- Dataset extract -
┌────────

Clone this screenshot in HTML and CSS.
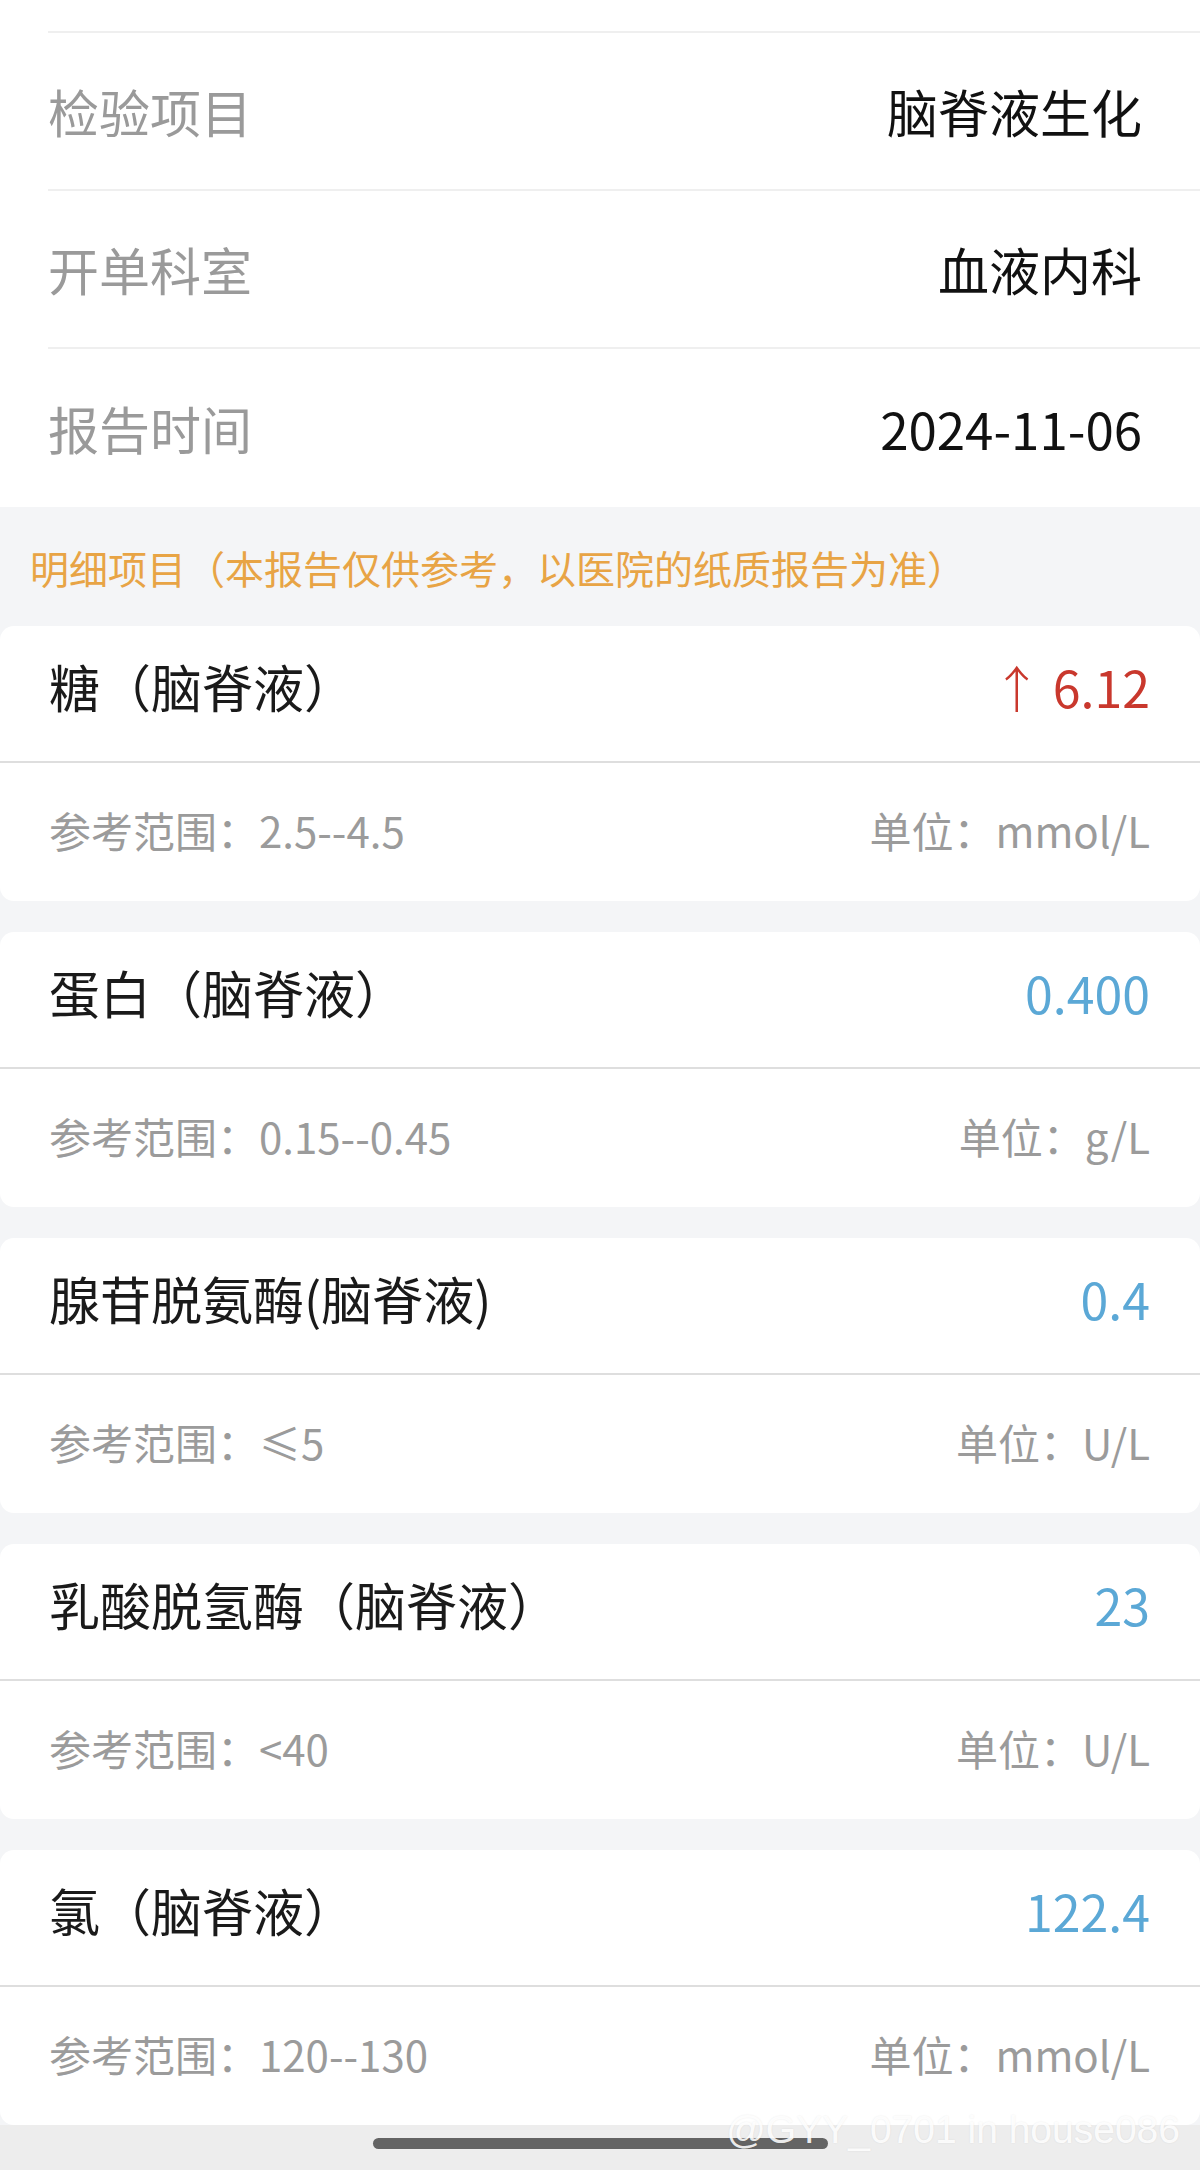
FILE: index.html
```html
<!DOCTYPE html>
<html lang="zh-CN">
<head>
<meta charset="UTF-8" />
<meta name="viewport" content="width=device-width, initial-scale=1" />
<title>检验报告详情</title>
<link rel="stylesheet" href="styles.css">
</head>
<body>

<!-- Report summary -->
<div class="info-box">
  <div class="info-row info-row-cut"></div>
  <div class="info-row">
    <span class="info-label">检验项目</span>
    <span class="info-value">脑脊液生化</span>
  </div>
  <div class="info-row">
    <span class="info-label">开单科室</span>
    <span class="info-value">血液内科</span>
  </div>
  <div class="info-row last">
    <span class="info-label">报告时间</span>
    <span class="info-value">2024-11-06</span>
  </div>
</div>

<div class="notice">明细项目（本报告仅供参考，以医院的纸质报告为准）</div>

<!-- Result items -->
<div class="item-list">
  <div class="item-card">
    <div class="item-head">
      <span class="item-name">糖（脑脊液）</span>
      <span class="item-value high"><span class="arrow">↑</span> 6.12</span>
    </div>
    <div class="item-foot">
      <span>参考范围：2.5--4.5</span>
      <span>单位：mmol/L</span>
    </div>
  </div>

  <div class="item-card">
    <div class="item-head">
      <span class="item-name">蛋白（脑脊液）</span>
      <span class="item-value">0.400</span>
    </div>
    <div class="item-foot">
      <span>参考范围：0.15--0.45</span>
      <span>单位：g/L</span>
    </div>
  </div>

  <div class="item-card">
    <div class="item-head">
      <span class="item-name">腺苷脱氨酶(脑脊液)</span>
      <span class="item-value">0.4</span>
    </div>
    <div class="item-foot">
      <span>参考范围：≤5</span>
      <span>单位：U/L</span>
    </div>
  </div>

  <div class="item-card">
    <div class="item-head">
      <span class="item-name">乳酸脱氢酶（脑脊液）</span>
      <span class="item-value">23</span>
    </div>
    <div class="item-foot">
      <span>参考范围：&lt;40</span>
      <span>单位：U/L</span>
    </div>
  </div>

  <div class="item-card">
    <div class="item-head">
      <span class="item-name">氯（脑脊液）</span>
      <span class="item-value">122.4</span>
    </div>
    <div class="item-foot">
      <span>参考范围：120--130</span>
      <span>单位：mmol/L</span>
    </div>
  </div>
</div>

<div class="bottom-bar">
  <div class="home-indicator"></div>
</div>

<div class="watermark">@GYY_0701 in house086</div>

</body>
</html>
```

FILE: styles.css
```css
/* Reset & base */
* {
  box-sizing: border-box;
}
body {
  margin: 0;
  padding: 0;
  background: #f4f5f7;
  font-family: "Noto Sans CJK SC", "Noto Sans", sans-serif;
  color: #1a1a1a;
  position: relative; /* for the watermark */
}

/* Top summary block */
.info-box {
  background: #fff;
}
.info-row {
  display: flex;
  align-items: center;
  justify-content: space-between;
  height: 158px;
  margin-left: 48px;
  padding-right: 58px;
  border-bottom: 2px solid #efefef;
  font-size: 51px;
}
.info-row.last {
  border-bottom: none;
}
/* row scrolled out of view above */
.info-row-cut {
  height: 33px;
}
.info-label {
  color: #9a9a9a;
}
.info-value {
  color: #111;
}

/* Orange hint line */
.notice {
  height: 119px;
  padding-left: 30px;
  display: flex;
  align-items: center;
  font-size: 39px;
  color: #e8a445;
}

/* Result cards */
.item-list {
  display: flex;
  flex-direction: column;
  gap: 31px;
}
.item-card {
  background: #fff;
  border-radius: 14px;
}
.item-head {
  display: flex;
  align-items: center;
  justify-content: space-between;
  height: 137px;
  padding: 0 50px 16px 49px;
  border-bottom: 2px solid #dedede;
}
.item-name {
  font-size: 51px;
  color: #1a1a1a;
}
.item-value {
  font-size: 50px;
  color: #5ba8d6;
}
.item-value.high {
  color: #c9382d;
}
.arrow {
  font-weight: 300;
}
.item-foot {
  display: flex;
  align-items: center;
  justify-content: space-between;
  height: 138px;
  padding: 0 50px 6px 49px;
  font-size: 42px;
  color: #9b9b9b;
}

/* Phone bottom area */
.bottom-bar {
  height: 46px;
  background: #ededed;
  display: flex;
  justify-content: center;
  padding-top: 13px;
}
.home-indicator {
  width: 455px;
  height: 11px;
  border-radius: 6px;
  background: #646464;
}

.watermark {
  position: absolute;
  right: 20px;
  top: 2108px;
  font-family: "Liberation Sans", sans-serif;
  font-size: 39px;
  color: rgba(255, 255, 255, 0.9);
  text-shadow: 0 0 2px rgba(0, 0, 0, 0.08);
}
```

└────────
┌────────

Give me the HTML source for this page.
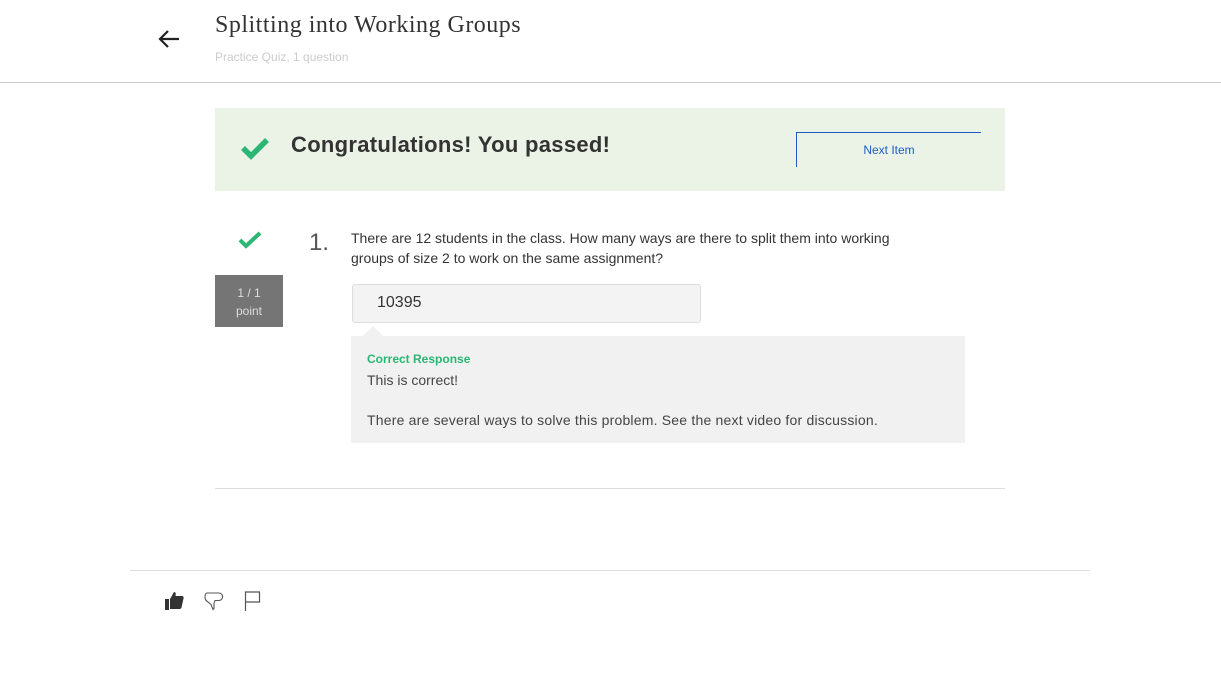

└────────

- What needs to be done -
Pull out all lines from the listing that contain the string "this".

- Exercise response -
Clone this screenshot in HTML and CSS.
Give me the HTML source for this page.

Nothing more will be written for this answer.